# National Insurance payments - Spain



## paddyh (Feb 28, 2011)

Hi,

Was wondering if someone could help (sorry if something similar has been posted before).

I am a director for a UK limited company and am considering moving to Spain permanently. I would continue to be employed/paid by the UK company, but would work from home in Spain.

Does anyone know if I would need to pay National Insurance in Spain, and, if so, how much?

Many thanks.


----------



## jojo (Sep 20, 2007)

paddyh said:


> Hi,
> 
> Was wondering if someone could help (sorry if something similar has been posted before).
> 
> ...



The rules are far from clear, but the "rule of thumb" is that you pay your taxes and NI in the country in which you live more than 183 days a year

Jo xxx


----------



## 90199 (Mar 21, 2010)

You have to inform the Inland revenue in U.K. and also the Dept. of Works and Pensions in Newcastle, of your intention to move to Spain. They will advise you of your commitments regarding, income tax and N.I. payments. It may well be in your own interest to continue to pay contributions in the U.K. You should also seek advice from a gestor when you arrive in Spain.

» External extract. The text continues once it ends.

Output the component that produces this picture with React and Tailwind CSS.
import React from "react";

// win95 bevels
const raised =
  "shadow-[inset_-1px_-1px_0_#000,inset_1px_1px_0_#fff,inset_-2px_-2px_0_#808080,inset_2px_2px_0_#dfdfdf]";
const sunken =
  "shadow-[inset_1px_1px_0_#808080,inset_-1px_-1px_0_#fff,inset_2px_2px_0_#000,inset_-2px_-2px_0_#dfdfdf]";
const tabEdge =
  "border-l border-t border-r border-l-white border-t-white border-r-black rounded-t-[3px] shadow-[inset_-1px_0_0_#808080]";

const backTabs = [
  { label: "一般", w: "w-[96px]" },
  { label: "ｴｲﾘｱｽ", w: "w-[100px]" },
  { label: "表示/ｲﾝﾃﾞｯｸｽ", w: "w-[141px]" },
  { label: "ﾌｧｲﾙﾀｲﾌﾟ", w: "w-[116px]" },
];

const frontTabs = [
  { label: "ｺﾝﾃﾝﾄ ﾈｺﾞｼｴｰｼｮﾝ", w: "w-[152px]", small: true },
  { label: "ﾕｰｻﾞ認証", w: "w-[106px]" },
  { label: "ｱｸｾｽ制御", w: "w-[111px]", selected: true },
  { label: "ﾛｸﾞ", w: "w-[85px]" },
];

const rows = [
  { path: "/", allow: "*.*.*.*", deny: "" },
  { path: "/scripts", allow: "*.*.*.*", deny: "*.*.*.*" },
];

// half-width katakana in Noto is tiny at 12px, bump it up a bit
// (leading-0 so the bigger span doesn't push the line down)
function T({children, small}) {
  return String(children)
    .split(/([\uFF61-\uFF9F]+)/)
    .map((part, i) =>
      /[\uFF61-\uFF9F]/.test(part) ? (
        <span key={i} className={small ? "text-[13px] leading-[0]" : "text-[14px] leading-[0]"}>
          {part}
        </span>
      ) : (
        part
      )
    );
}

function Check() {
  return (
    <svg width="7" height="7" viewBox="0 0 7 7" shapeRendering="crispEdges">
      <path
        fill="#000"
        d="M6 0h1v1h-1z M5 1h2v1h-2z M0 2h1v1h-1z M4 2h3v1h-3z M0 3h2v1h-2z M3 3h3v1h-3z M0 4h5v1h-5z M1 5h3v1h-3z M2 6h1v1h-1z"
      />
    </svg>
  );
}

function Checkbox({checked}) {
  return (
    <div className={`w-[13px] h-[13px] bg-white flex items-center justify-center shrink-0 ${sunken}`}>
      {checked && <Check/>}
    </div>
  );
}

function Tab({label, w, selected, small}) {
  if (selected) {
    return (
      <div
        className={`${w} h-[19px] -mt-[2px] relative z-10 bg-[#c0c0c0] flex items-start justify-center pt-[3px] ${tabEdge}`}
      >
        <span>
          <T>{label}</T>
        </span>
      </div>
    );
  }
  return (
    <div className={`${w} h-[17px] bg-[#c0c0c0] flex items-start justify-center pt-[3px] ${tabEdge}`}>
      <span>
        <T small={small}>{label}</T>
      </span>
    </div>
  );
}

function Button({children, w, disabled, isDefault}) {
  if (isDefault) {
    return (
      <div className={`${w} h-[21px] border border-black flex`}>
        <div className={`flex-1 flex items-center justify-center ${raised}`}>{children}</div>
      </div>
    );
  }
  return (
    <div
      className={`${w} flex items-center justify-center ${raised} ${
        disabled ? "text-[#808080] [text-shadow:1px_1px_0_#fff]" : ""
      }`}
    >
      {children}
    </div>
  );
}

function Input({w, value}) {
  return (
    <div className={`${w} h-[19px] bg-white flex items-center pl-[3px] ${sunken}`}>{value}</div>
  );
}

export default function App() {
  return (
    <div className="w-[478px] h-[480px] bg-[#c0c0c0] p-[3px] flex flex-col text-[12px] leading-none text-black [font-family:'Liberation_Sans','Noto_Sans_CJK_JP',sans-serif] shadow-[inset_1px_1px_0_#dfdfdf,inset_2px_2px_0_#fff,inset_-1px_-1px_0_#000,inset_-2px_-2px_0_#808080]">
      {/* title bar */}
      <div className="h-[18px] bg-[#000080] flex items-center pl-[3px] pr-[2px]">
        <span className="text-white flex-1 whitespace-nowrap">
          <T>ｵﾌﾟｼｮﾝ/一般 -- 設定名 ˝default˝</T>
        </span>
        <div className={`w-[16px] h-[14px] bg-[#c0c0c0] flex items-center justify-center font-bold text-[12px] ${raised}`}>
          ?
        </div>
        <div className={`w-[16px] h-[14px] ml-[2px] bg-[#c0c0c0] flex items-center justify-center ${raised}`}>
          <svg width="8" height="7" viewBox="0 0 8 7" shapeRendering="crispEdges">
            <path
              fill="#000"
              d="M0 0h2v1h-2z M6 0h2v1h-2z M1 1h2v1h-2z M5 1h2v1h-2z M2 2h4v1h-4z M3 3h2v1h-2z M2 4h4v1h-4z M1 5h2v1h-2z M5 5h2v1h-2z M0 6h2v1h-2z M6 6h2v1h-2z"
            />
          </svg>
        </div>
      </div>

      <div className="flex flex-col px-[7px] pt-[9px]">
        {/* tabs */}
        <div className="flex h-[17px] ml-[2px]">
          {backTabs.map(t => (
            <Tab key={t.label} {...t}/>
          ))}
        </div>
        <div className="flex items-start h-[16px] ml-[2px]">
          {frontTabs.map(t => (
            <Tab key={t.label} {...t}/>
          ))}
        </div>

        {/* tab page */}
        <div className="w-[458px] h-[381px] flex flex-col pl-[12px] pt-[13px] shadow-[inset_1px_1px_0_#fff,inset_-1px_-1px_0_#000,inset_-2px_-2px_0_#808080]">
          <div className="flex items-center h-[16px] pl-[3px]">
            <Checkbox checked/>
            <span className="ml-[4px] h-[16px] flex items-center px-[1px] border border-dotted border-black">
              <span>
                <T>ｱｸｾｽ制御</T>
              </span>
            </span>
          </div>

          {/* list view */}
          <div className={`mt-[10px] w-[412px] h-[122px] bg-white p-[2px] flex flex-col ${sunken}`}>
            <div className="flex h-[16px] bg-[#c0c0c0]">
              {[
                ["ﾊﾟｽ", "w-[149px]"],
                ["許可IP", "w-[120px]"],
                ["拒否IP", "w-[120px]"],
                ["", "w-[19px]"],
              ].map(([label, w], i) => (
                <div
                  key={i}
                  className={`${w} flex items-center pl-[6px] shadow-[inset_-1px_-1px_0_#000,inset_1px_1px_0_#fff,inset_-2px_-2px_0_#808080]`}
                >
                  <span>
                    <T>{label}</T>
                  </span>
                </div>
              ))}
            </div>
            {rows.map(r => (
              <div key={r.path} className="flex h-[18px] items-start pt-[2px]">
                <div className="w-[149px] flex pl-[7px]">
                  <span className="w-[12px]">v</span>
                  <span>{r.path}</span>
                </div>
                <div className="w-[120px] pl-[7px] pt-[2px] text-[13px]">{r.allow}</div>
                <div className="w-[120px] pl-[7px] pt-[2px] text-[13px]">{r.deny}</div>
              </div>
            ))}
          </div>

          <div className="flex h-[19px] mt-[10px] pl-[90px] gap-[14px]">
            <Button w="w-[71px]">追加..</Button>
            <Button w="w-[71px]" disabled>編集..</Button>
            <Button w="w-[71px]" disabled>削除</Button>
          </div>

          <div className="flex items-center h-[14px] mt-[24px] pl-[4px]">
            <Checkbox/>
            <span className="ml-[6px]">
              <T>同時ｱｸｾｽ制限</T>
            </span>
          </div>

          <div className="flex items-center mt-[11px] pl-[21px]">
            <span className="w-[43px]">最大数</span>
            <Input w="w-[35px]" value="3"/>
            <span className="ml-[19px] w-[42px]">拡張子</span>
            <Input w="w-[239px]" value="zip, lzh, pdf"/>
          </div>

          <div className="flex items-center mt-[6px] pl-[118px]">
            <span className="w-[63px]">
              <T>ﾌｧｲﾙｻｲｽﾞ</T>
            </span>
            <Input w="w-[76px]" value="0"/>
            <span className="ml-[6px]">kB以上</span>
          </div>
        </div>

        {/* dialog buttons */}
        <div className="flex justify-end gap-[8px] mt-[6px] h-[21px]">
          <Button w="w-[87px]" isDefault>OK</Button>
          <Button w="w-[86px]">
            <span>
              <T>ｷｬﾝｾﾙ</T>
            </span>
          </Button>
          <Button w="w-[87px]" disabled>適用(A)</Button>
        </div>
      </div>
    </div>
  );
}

My income is paid in the U.K. and I am taxed at source, I have no other choice, however I believe I am better off paying U.K. taxes. Because I am an old git, I do not have to pay N.I. any more.

Good luck with your move!

Hepa


----------



## espanian (Mar 2, 2011)

I am in exactly the same situation as you and it is very hard find precise information about this, partly because EU legislation is coming in constantly. However, I believe that if you are living in Spain but employed by a UK company and *paid in the UK*, then you pay your NI in the UK. In order to get health cover, you need to tell the UK government/HMRC/DWP by filling in 2 forms (one for the company and one for the employee) saying that your company is sending employees abroad but they will be employed and paid in UK. This is all so they can waive your NI contributions in Spain, and the UK can provide you with a form called an 'A1' (although don't Google for this because you'll find another form called an A1 that is completely irrelevant!), which entitles you to health care under a reciprocal agreement.

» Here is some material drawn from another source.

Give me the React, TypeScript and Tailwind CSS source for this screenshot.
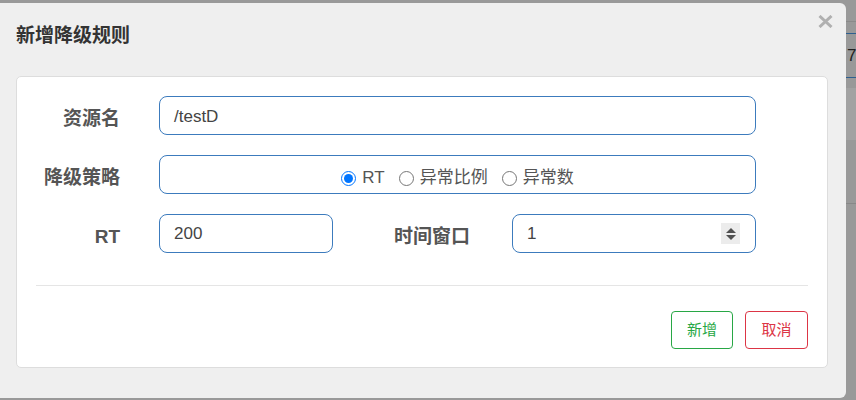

This is my current understanding, and only applies to people relocating (essentially being sent by their employer) to Spain who are still *employed* in UK.

I'll let you know if I find out anything different over the next few weeks!


----------



## espanian (Mar 2, 2011)

The forms you need are CA3821 and CA3822


----------



## Stravinsky (Aug 12, 2007)

espanian said:


> I am in exactly the same situation as you and it is very hard find precise information about this, partly because EU legislation is coming in constantly. However, I believe that if you are living in Spain but employed by a UK company and *paid in the UK*, then you pay your NI in the UK. In order to get health cover, you need to tell the UK government/HMRC/DWP by filling in 2 forms (one for the company and one for the employee) saying that your company is sending employees abroad but they will be employed and paid in UK. This is all so they can waive your NI contributions in Spain, and the UK can provide you with a form called an 'A1' (although don't Google for this because you'll find another form called an A1 that is completely irrelevant!), which entitles you to health care under a reciprocal agreement.
> 
> This is my current understanding, and only applies to people relocating (essentially being sent by their employer) to Spain who are still *employed* in UK.
> 
> I'll let you know if I find out anything different over the next few weeks!


How do you deal with the fact then that you _have_ to become a Spanish resident in the required period, and are therefore no longer a UK resident?


----------



## espanian (Mar 2, 2011)

Stravinsky said:


> How do you deal with the fact then that you _have_ to become a Spanish resident in the required period, and are therefore no longer a UK resident?


Well, as I understand it, I can be resident in Spain, although covered by the UK National Insurance (i.e. as I am employed in the UK), through a reciprocal agreement. Obviously, this is not intended as a permanent thing as it only works for 24 months, i.e. assuming the 'employee' is temporarily placed abroad and not emigrating.

I am not sure what would happen after the 24 months. I guess the HMRC would deem you permanently resident in Spain at that point and different rules would kick in.


----------



## espanian (Mar 2, 2011)

If you have the stamina, you can read about it here: HM Revenue & Customs: National Insurance contributions: new rules for workers moving around the EU on or after 1 May 2010 and their employers


----------



## gus-lopez (Jan 4, 2010)

The Op said he was intending to move to spain & work from home ,which is not the same as being sent by an employer to work abroad. Yes you could try to use these rules but I think in the end that you would fall foul ofboth the HMRC & the Hacienda. In reality if you are proposing to remain working for & paid by a UK employer whilst living in Spain you would have to make a tax declaration here in Spain as well.


----------



## espanian (Mar 2, 2011)

Perhaps, but I am only going by what the hmrc have told me. His situation is slightly different in that he plans to relocate permanently. However, if he deems it a temporary placement (e.g. is not selling up in the UK) then the legislation applies. I work from home in the UK but am still employed, so I can't see that the building he is sitting in to work is relevant. This is (recent) EU legislation by the way, so applies in Spain too.

Saying all that, I'm happy to submit a null tax return in Spain if I have to.

I'll let you know how it goes!


----------



## Stravinsky (Aug 12, 2007)

espanian said:


> Perhaps, but I am only going by what the hmrc have told me. His situation is slightly different in that he plans to relocate permanently. However, if he deems it a temporary placement (e.g. is not selling up in the UK) then the legislation applies. I work from home in the UK but am still employed, so I can't see that the building he is sitting in to work is relevant. This is (recent) EU legislation by the way, so applies in Spain too.
> 
> Saying all that, I'm happy to submit a null tax return in Spain if I have to.
> 
> I'll let you know how it goes!


Yes ... but you are going on what HMRC say. They are not Spanish Tax experts. When you are resident in Spain you are in most circumstances subject to Spanish tax, and Hacienda work by what they say ..... not by what HMRC say 

And yes ..... I do run a UK Ltd Company from Spain.


----------